At this point they should be able to do whatever it is you are trying to make them do.
However, this assumes TINC is working correctly and your settings are correct.
I'm not sure what your LAN is like, but I know that a cheap dumb router should let you accomplish this.
(Disclaimer - I've never set up TINC, so no idea if the package works. My fingers are crossed) -
Just an Update, I could never get TINC working it try to connect and does for a few mintine or so, and then fails..
IPSEC works fine though.
To bad pfsense doesn't have this: http://sourceforge.net/projects/opennhrp/
-
I'm glad its working…
"NHRP, GRE and IPsec. It aims to be Cisco DMVPN compatible."
I've had many many bad experiences with GRE and I avoid it like the plague, but I'll take a look it this.
Are you still on pfsense then?
Other than simply "IPSEC" what other issues did you work out?
-
you know one other thing I didn't think about with TINC is the firewall may need to be opened on wan for port 655. all the other (Ipsec and OpenVPN) automatically do that, without creating rules but since tinc is not an official package it may not.. just a though.

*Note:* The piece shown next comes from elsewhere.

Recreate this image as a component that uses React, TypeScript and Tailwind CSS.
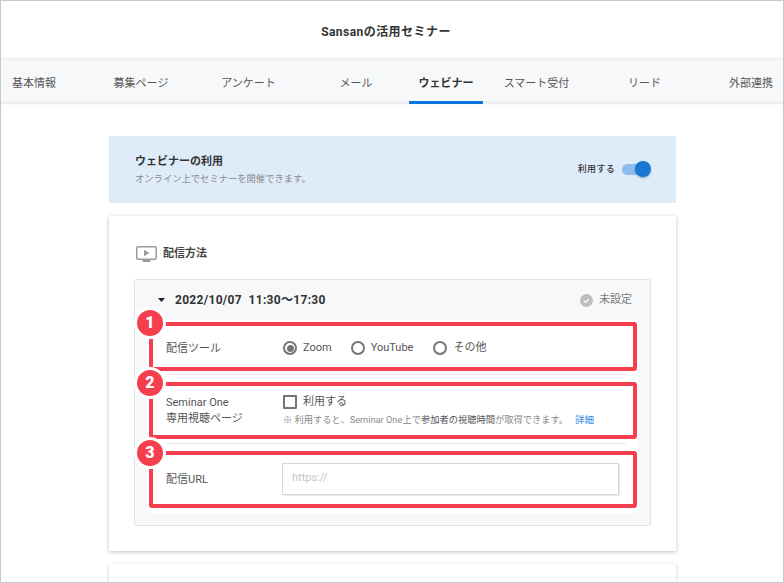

I'll check it again.
-
"the firewall may need to be opened on wan for port 655"
haha… I said that early on, but maybe it was lost in the clutter and frustration.
It happens.
-
I feel really dumb now.. The firewall rules was the only Issue with it not connecting. I'm going to play with the multiple subnets this weekend but it's looking promising. Seems to have much less over head than IPsec does too
-
To error is human… And a little funny when its someone else erroring :D
I feel your pain. I've been there.
For what its worth, you sound wicked smart and fast learner.
-
FYI, this is working great It's been in production for a while now. Great throughput even over TINC VPN
now the only thing I wish I could figure out is how to get Pfsense to do local dns lookup for dhcp client that don't specify a domain, just a hostname.
-
Services > DNS forwarder
Options there don't get you what you want?
-
It works if I do an NSlookup/ping for Computer.localdomain but just computer does not work. if I do the nslookup or ping from pfsense itself it works with just the computer hostname.
-
I wonder if a ubuntu machine with Samba 4.0 set up as a WINs server would help?